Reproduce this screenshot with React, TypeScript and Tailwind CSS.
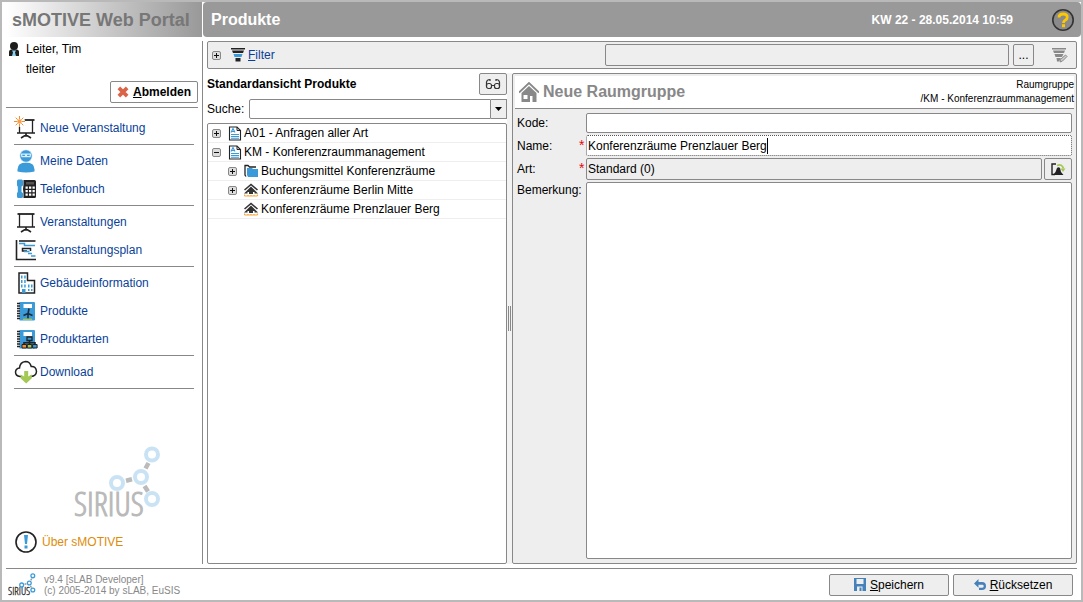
import React from 'react';

type IconProps = { className?: string };

const UserIcon = ({ className }: IconProps) => (
    <svg className={className} width="12" height="14" viewBox="0 0 12 14" aria-hidden="true">
        <circle cx="6" cy="4" r="4" fill="#1d1d1b" />
        <path d="M1 14V10Q1 7.500 3.500 7.500h5Q11 7.500 11 10v4z" fill="#1d1d1b" />
        <path d="M4 8.500h4l-1 2L8 14H4l1-3.500z" fill="#8fd0f5" />
    </svg>
);

const CrossIcon = () => (
    <svg width="12" height="12" viewBox="0 0 13 12" aria-hidden="true">
        <path d="M2 1.500l9 9M11 1.500l-9 9" stroke="#dc6446" strokeWidth="4" />
    </svg>
);

const Board = () => (
    <>
        <path d="M5.500 4v13M18.500 4v13M3 17h18" fill="none" stroke="#222" strokeWidth="1.300" />
        <path d="M3.500 4h17" stroke="#222" strokeWidth="1.800" />
        <path d="M12 17v3M7 22l3.500-2.200h3L17 22" fill="none" stroke="#222" strokeWidth="1.700" />
    </>
);

const BoardIcon = () => (
    <svg width="24" height="24" viewBox="0 0 24 24" aria-hidden="true">
        <Board />
    </svg>
);

const NewEventIcon = () => (
    <svg width="24" height="24" viewBox="0 0 24 24" aria-hidden="true">
        <Board />
        <circle cx="5.500" cy="5.500" r="5.500" fill="#fff" />
        <circle cx="5.500" cy="5.500" r="2.200" fill="#f6a04d" />
        <path d="M5.500 0v3M5.500 8v3M0 5.500h3M8 5.500h3M1.700 1.700l2 2M7.300 7.300l2 2M9.300 1.700l-2 2M3.700 7.300l-2 2" stroke="#f08c32" strokeWidth="1" />
    </svg>
);

const PersonIcon = () => (
    <svg width="24" height="24" viewBox="0 0 24 24" aria-hidden="true">
        <path d="M3.500 22.500v-2q0-7 8.500-7t8.500 7v2q-8.500 2-17 0z" fill="#3b9ad8" />
        <circle cx="12" cy="7" r="6.200" fill="#3b9ad8" stroke="#fff" strokeWidth=".6" />
        <path d="M7.500 5.200h4v2.500h-3.600zM12.500 5.200h4l-.4 2.500h-3.600z" fill="#3b9ad8" stroke="#d8eefa" strokeWidth="1.200" />
    </svg>
);

const PhoneIcon = () => (
    <svg width="24" height="24" viewBox="0 0 24 24" aria-hidden="true">
        <path d="M3 4q0-1.500 1.500-1.500h3Q9 2.500 9 4v4q0 1-1.500 1.500v5.500Q9 15.500 9 16.500v3q0 1.500-1.500 1.500h-3Q3 21 3 19.500v-3q0-1 .8-1.500V9.500Q3 9 3 8z" fill="#3b9ad8" />
        <path d="M9.500 3h11q1.500 0 1.500 1.500v15q0 1.500-1.500 1.500h-11v-5q-1-4 0-8z" fill="#222" />
        <path d="M12 5h8v2.500h-8z" fill="#555" />
        <path d="M11.500 9.500h2.300v2.300h-2.300zM15 9.500h2.300v2.300H15zM18.500 9.500h2.300v2.300h-2.300zM11.500 13h2.300v2.300h-2.300zM15 13h2.300v2.300H15zM18.500 13h2.300v2.300h-2.300zM11.500 16.500h2.300v2.300h-2.300zM15 16.500h2.300v2.300H15zM18.500 16.500h2.300v2.300h-2.300z" fill="#fff" />
    </svg>
);

const PlanIcon = () => (
    <svg width="24" height="24" viewBox="0 0 24 24" aria-hidden="true">
        <path d="M2.500 2v19.500H22" fill="none" stroke="#222" strokeWidth="1.600" />
        <path d="M5 3h16.500" stroke="#222" strokeWidth="1.600" />
        <path d="M5 5.500h5.500v2H21M14 15.500h4M17 18h4.500" fill="none" stroke="#3b9ad8" strokeWidth="1.500" />
        <path d="M16.500 13v-2.500h-8V13H13" fill="none" stroke="#222" strokeWidth="1.500" />
        <path d="M10 13.500h5.500" stroke="#3b9ad8" strokeWidth="1.500" />
    </svg>
);

const BuildingIcon = () => (
    <svg width="24" height="24" viewBox="0 0 24 24" aria-hidden="true">
        <path d="M5 22V2h8.500v7.500h7V22z" fill="#fff" stroke="#222" strokeWidth="1.500" />
        <path d="M7 4.500h1.500v3H7zM10.200 4.500h1.500v3h-1.500zM7 9h1.500v3H7zM10.200 9h1.500v3h-1.500zM7 13.500h1.500v3H7zM10.200 13.500h1.500v3h-1.500zM14 13.500h1.500v3H14zM17 13.500h1.500v3H17zM14 18h1.500v2H14zM17 18h1.500v2H17zM8 18h3.500v4H8z" fill="#3b9ad8" />
    </svg>
);

const Notebook = () => (
    <>
        <path d="M5.500 3h14.500q1 0 1 1v16.500q0 1-1 1H5.500z" fill="#3b9ad8" />
        <path d="M9.500 5h8.500v4H9.500z" fill="#fff" />
        <path d="M3 4.500h3M3 7h3M3 9.500h3M3 12h3M3 14.500h3M3 17h3M3 19.500h3" stroke="#222" strokeWidth="1.300" />
    </>
);

const ProductIcon = () => (
    <svg width="24" height="24" viewBox="0 0 24 24" aria-hidden="true">
        <Notebook />
        <path d="M15 9.500L14 15M14 14.500l4.500 2M14 14.500L9.500 16.500M14 14.500v5" stroke="#1c2c3a" strokeWidth="1.600" />
        <path d="M9 20.300h9" stroke="#a3c853" strokeWidth="1.300" />
    </svg>
);

const ProductTypeIcon = () => (
    <svg width="24" height="24" viewBox="0 0 24 24" aria-hidden="true">
        <Notebook />
        <path d="M15.500 13v4M10 18v-2.200h11V18" fill="none" stroke="#222" strokeWidth="1.600" />
        <path d="M13 10h5v3.500h-5z" fill="#3b9ad8" stroke="#222" strokeWidth="1.300" />
        <path d="M8 17.500h4.500v3.500H8z" fill="#f08c32" stroke="#222" strokeWidth="1" />
        <path d="M13.300 17.500h4.500v3.500h-4.500z" fill="#a3c853" stroke="#222" strokeWidth="1" />
        <path d="M18.600 17.500h4.500v3.500h-4.500z" fill="#3b9ad8" stroke="#222" strokeWidth="1" />
    </svg>
);

const CloudIcon = () => (
    <svg width="24" height="24" viewBox="0 0 24 24" aria-hidden="true">
        <path d="M8 16.500H6Q1.500 16 1.500 12 1.800 8.500 5.500 8 6 2 11.500 1.500 16 1.500 17.200 6.500 22 6 22.500 11.500 22.200 16 17 16.500h-1" fill="none" stroke="#222" strokeWidth="1.500" />
        <path d="M10.200 11h4v5.500l3.600-2v3.700L12.200 23.500l-5.600-5.300v-3.700l3.600 2z" fill="#a3c853" />
    </svg>
);

const InfoIcon = () => (
    <svg width="24" height="24" viewBox="0 0 24 24" aria-hidden="true">
        <circle cx="12" cy="12" r="10" fill="#fff" stroke="#222" strokeWidth="1.600" />
        <path d="M10 5h4l-1 9h-2zM10.500 15.500h3v3h-3z" fill="#3b9ad8" />
    </svg>
);

const HelpIcon = () => (
    <svg width="24" height="24" viewBox="0 0 24 24" aria-hidden="true">
        <circle cx="12" cy="12" r="10.200" fill="#8a8a8a" stroke="#333" strokeWidth="1.600" />
        <path d="M8 9.500Q8 6 12.200 6t4 3.500q0 1.700-2.100 2.800-1.600.9-1.600 2.700" fill="none" stroke="#fdc800" strokeWidth="2.800" />
        <path d="M11 16.200h3v3h-3z" fill="#fdc800" />
    </svg>
);

const FunnelIcon = () => (
    <svg width="14" height="16" viewBox="0 0 14 16" aria-hidden="true">
        <path d="M0 1h14v1.500H0zM1 3.500h12l-1 2.500H2z" fill="#222" />
        <path d="M2.500 7h9l-1 3h-7z" fill="#3b9ad8" />
        <path d="M4.500 11h5v3.500h-5z" fill="#222" />
    </svg>
);

const FunnelEditIcon = () => (
    <svg width="16" height="16" viewBox="0 0 16 16" aria-hidden="true">
        <path d="M0 1h14v1.500H0zM1 3.500h12l-1 2.500H2zM2.500 7h9l-1.500 3H3.500zM4.500 11H9l-2 3.500H5z" fill="#888" />
        <path d="M8 15l.5-2.500L13.500 8l1.500 1.500L10.500 14z" fill="#ccc" stroke="#888" />
    </svg>
);

const GlassesIcon = () => (
    <svg width="16" height="12" viewBox="0 0 16 12" aria-hidden="true">
        <g fill="none" stroke="#333" strokeWidth="1.200">
            <rect x="1.500" y="5.500" width="5" height="5" rx="2" />
            <rect x="9.500" y="5.500" width="5" height="5" rx="2" />
            <path d="M6.500 7.500h3M1.500 8V4Q2 1.500 5 1.500V3M14.500 8V4Q14 1.500 11 1.500V3" />
        </g>
    </svg>
);

const DocIcon = () => (
    <svg width="14" height="15" viewBox="0 0 14 15" aria-hidden="true">
        <path d="M1.500 1h7.500l3.500 3.500v9.500h-11z" fill="#fff" stroke="#222" strokeWidth="1.100" />
        <path d="M9 1v3.500h3.500" fill="none" stroke="#222" />
        <path d="M3 6.500l2-4 2 4M3.500 5.500h3M3 8.500h8M3 10.500h8M3 12.300h8" fill="none" stroke="#3b9ad8" strokeWidth="1.100" />
    </svg>
);

const FolderIcon = () => (
    <svg width="15" height="14" viewBox="0 0 15 14" aria-hidden="true">
        <path d="M2 12.500L1 11V1.500h3L5.500 3H12" fill="none" stroke="#222" strokeWidth="1.300" />
        <path d="M3 4h5l1 1h5v8H4L3 11z" fill="#3b9ad8" />
    </svg>
);

const HutIcon = () => (
    <svg width="15" height="14" viewBox="0 0 15 14" aria-hidden="true">
        <path d="M.5 7L7 1.500 13.500 7" fill="none" stroke="#333" strokeWidth="1.600" />
        <path d="M0 10.500L7 3.500l7 7h-3.500V9H9v2H5V9H3.500v1.500z" fill="#333" />
        <path d="M.5 13v-1.500M4 13v-1M7 13v-1M10 13v-1M13.500 13v-1.500M.5 13h13" stroke="#f5a63c" strokeWidth="1.200" />
    </svg>
);

const HouseIcon = () => (
    <svg width="20" height="21" viewBox="0 0 20 21" aria-hidden="true">
        <path d="M0 10.500L10 1l10 9.500" fill="none" stroke="#888" strokeWidth="1.800" />
        <path d="M2.500 11L10 4l7.500 7v9h-4v-6H11v6H2.500z" fill="#888" />
        <path d="M4.500 13h4v4h-4z" fill="#fff" />
    </svg>
);

const PickIcon = () => (
    <svg width="15" height="13" viewBox="0 0 15 13" aria-hidden="true">
        <path d="M5 1H1v10.500h3" fill="none" stroke="#222" strokeWidth="1.400" />
        <path d="M2 12l2.500-3L6 5q1.500-1.500 3 0l1 4 2.500 3z" fill="#222" />
        <path d="M6 2.500q5-2 6.500 3" fill="none" stroke="#a3c853" strokeWidth="1.800" />
        <path d="M9.500 5.500h5L12 9z" fill="#a3c853" />
    </svg>
);

const SaveIcon = () => (
    <svg width="12" height="13" viewBox="0 0 12 13" aria-hidden="true">
        <path d="M0 0h12v13H0z" fill="#4681ba" />
        <path d="M2.500 1h7v5h-7zM3 8.500h5.500V13H3z" fill="#eee" />
        <path d="M5.500 9.500h2V13h-2z" fill="#4681ba" />
    </svg>
);

const UndoIcon = () => (
    <svg width="12" height="12" viewBox="0 0 12 12" aria-hidden="true">
        <path d="M0 4.500L4.500 0v3H8q4 0 4 4.200Q12 11 8 11H5V8.800h3q1.700 0 1.700-1.600T8 5.800H4.500v3z" fill="#4681ba" />
    </svg>
);

const SiriusLogo = ({ className, ring, bar, ink }: { className: string; ring: string; bar: string; ink: string }) => (
    <svg className={className} viewBox="0 0 88 84" role="img" aria-label="Sirius">
        <text x="0" y="70" fontSize="33" fontWeight="300" fill={ink} stroke={ink} strokeWidth="1" className="font-['Open_Sans_Condensed_Light','Open_Sans_Light_Condensed','Liberation_Sans_Narrow',sans-serif]">
            SIRIUS
        </text>
        <g fill="none" stroke={ring} strokeWidth="4">
            <circle cx="78" cy="8.500" r="6" />
            <circle cx="67" cy="31" r="6" />
            <circle cx="43" cy="37" r="6" />
            <circle cx="78" cy="53" r="6" />
        </g>
        <path d="M74.500 17l-3 5.500M52 34.800l6-1.500M70.500 40l3.500 5.500" stroke={bar} strokeWidth="4.500" />
    </svg>
);

const navGroups = [
    [{ label: 'Neue Veranstaltung', icon: NewEventIcon }],
    [
        { label: 'Meine Daten', icon: PersonIcon },
        { label: 'Telefonbuch', icon: PhoneIcon },
    ],
    [
        { label: 'Veranstaltungen', icon: BoardIcon },
        { label: 'Veranstaltungsplan', icon: PlanIcon },
    ],
    [
        { label: 'Gebäudeinformation', icon: BuildingIcon },
        { label: 'Produkte', icon: ProductIcon },
        { label: 'Produktarten', icon: ProductTypeIcon },
    ],
    [{ label: 'Download', icon: CloudIcon }],
];

const treeRows = [
    { label: 'A01 - Anfragen aller Art', icon: DocIcon, toggle: 'plus', nested: false },
    { label: 'KM - Konferenzraummanagement', icon: DocIcon, toggle: 'minus', nested: false },
    { label: 'Buchungsmittel Konferenzräume', icon: FolderIcon, toggle: 'plus', nested: true },
    { label: 'Konferenzräume Berlin Mitte', icon: HutIcon, toggle: 'plus', nested: true },
    { label: 'Konferenzräume Prenzlauer Berg', icon: HutIcon, toggle: '', nested: true },
];

function Toggle({ kind, label }: { kind: string; label: string }) {
    return (
        <button type="button" aria-label={label} className="flex size-[9px] shrink-0 items-center justify-center rounded-xs border border-[#888] bg-[#ddd]">
            <svg width="5" height="5" viewBox="0 0 5 5" aria-hidden="true">
                <path d={kind === 'plus' ? 'M0 2.500h5M2.500 0v5' : 'M0 2.500h5'} stroke="#111" />
            </svg>
        </button>
    );
}

function Sidebar() {
    return (
        <aside className="flex w-[197px] shrink-0 flex-col border-r border-[#888] pb-2.5">
            <div className="mr-1 border-b border-[#888] pb-1">
                <div className="flex gap-1.5 pl-0.5">
                    <UserIcon className="mt-px shrink-0" />
                    <div className="-mt-0.5 leading-5">
                        <div>Leiter, Tim</div>
                        <div>tleiter</div>
                    </div>
                </div>
                <div className="mt-0.5 flex justify-end">
                    <button type="button" className="flex h-[22px] items-center gap-1 rounded-xs border border-[#888] px-1.5 font-bold">
                        <CrossIcon />
                        <span><u>A</u>bmelden</span>
                    </button>
                </div>
            </div>
            <nav className="mx-2 mt-1.5">
                {navGroups.map((group, i) => (
                    <ul key={i} className="mb-0.5 border-b border-[#888] pb-0.5">
                        {group.map(({ label, icon: Icon }) => (
                            <li key={label}>
                                <a href="#" className="flex h-7 items-center gap-0.5 text-[#0a3f99]">
                                    <Icon />
                                    {label}
                                </a>
                            </li>
                        ))}
                    </ul>
                ))}
            </nav>
            <div className="mt-auto pl-[68px]">
                <SiriusLogo className="h-[84px] w-[88px]" ring="#c9e3f5" bar="#bbb" ink="#b9b9b9" />
            </div>
            <a href="#" className="mx-2 flex items-center gap-1 text-[#dd8c0a]">
                <InfoIcon />
                Über sMOTIVE
            </a>
        </aside>
    );
}

function FilterBar() {
    return (
        <div className="flex h-7 items-center rounded-xs border border-[#888] bg-[#eee] px-1">
            <Toggle kind="plus" label="Filter aufklappen" />
            <a href="#" className="ml-2.5 flex items-center gap-[3px] text-[#0a3f99]">
                <FunnelIcon />
                <span><u>F</u>ilter</span>
            </a>
            <input aria-label="Filter" readOnly className="ml-auto h-[22px] w-[47%] rounded-xs border border-[#888] bg-[#eee] px-1" />
            <button type="button" className="ml-1 h-[22px] w-[21px] rounded-xs border border-[#888]">...</button>
            <button type="button" aria-label="Filter bearbeiten" className="ml-[18px] mr-1">
                <FunnelEditIcon />
            </button>
        </div>
    );
}

function TreePanel() {
    return (
        <section className="flex w-[300px] shrink-0 flex-col">
            <div className="flex items-center justify-between">
                <h2 className="font-bold">Standardansicht Produkte</h2>
                <button type="button" aria-label="Ansicht" className="flex h-[22px] w-7 items-center justify-center rounded-xs border border-[#888] bg-[#eee]">
                    <GlassesIcon />
                </button>
            </div>
            <div className="mt-1 flex h-5 items-center">
                <label htmlFor="suche" className="w-[42px]">Suche:</label>
                <input id="suche" className="h-5 min-w-0 flex-1 rounded-l-xs border border-[#888] bg-white px-1" />
                <button type="button" aria-label="Suchverlauf" className="flex h-5 w-4 items-center justify-center border border-l-0 border-[#888] bg-[#eee]">
                    <svg width="7" height="4" viewBox="0 0 7 4" aria-hidden="true"><path d="M0 0h7L3.500 4z" /></svg>
                </button>
            </div>
            <ul className="mt-1 flex-1 rounded-xs border border-[#888] bg-white">
                {treeRows.map(({ label, icon: Icon, toggle, nested }) => (
                    <li key={label} className={`flex h-[19px] items-center border-b border-[#eee] ${nested ? 'pl-5' : 'pl-1'}`}>
                        {toggle ? <Toggle kind={toggle} label={label} /> : <span className="w-[9px]" />}
                        <span className="mx-[7px] flex items-center gap-[2px]">
                            <Icon />
                            {label}
                        </span>
                    </li>
                ))}
            </ul>
        </section>
    );
}

function FormPanel() {
    return (
        <form className="flex min-w-0 flex-1 flex-col rounded-xs border border-[#888] bg-[#eee] p-0.5 pb-1">
            <header className="flex h-[33px] shrink-0 items-center justify-between border-b border-[#888] bg-white pl-1">
                <h2 className="flex items-center gap-1 text-[16px] font-bold text-[#888]">
                    <HouseIcon />
                    Neue Raumgruppe
                </h2>
                <div className="text-right text-[10px] leading-[14px]">
                    <div>Raumgruppe</div>
                    <div>/KM - Konferenzraummanagement</div>
                </div>
            </header>
            <div className="mt-1 grid flex-1 grid-cols-[62px_7px_1fr] grid-rows-[20px_21px_22px_1fr] gap-y-0.5 pl-0.5 pr-0.5">
                <label htmlFor="kode" className="col-span-2 self-center">Kode:</label>
                <input id="kode" className="rounded-xs border border-[#888] bg-white px-0.5" />

                <label htmlFor="name" className="self-center">Name:</label>
                <span className="text-[14px] leading-5 text-red-600">*</span>
                <div className="flex items-center rounded-xs border border-dotted border-[#555] bg-white pl-px">
                    <input id="name" defaultValue="Konferenzräume Prenzlauer Berg" className="field-sizing-content outline-none" />
                    <span className="h-4 w-px bg-black" />
                </div>

                <label htmlFor="art" className="self-center">Art:</label>
                <span className="text-[14px] leading-5 text-red-600">*</span>
                <div className="flex gap-0.5">
                    <input id="art" readOnly defaultValue="Standard (0)" className="min-w-0 flex-1 rounded-xs border border-[#888] bg-[#eee] px-px" />
                    <button type="button" aria-label="Art auswählen" className="flex w-7 items-center justify-center rounded-xs border border-[#888]">
                        <PickIcon />
                    </button>
                </div>

                <label htmlFor="bemerkung" className="col-span-2">Bemerkung:</label>
                <textarea id="bemerkung" className="resize-none rounded-xs border border-[#888] bg-white px-0.5" />
            </div>
        </form>
    );
}

function Footer() {
    return (
        <footer className="mr-1 mt-1 flex h-8 items-center border-t border-[#888] pr-1">
            <SiriusLogo className="ml-0.5 mt-1 h-[27px] w-7" ring="#3b9ad8" bar="#999" ink="#333" />
            <div className="ml-2 text-[10px] leading-[11px] text-[#888]">
                <div>v9.4 [sLAB Developer]</div>
                <div>(c) 2005-2014 by sLAB, EuSIS</div>
            </div>
            <div className="ml-auto flex gap-1">
                <button type="button" className="flex h-[22px] w-[120px] items-center justify-center gap-1 rounded-xs border border-[#888] bg-[#eee]">
                    <SaveIcon />
                    <span><u>S</u>peichern</span>
                </button>
                <button type="button" className="flex h-[22px] w-[120px] items-center justify-center gap-1 rounded-xs border border-[#888] bg-[#eee]">
                    <UndoIcon />
                    <span><u>R</u>ücksetzen</span>
                </button>
            </div>
        </footer>
    );
}

export default function App() {
    return (
        <div className="flex min-h-screen flex-col border-2 border-[#b9b9b9] bg-white pl-1 font-['Liberation_Sans',Arial,sans-serif] text-[12px] leading-4 text-black">
            {/* Title bar */}
            <header className="flex h-[35px] gap-px font-bold">
                <div className="flex w-[196px] shrink-0 items-center bg-linear-to-r from-white to-[#999] pl-1.5 text-[18px] text-[#777]">
                    sMOTIVE Web Portal
                </div>
                <div className="flex flex-1 items-center rounded-sm bg-[#999] pl-2 pr-1.5 text-white">
                    <h1 className="text-[16px]">Produkte</h1>
                    <span className="ml-auto">KW 22 - 28.05.2014 10:59</span>
                    <button type="button" aria-label="Hilfe" className="ml-[38px]">
                        <HelpIcon />
                    </button>
                </div>
            </header>

            <div className="mt-1 flex flex-1">
                <Sidebar />
                <main className="flex min-w-0 flex-1 flex-col gap-1 pl-1 pr-1">
                    <FilterBar />
                    <div className="flex flex-1">
                        <TreePanel />
                        {/* Splitter */}
                        <div className="flex w-[5px] shrink-0 items-center justify-center bg-[#f3f3f3]">
                            <span className="h-[25px] w-[3px] border-x border-[#888]" />
                        </div>
                        <FormPanel />
                    </div>
                </main>
            </div>

            <Footer />
        </div>
    );
}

Problem
From the data above, gather every line that includes the word "React".

Correct response
Reproduce this screenshot with React, TypeScript and Tailwind CSS.
import React from 'react';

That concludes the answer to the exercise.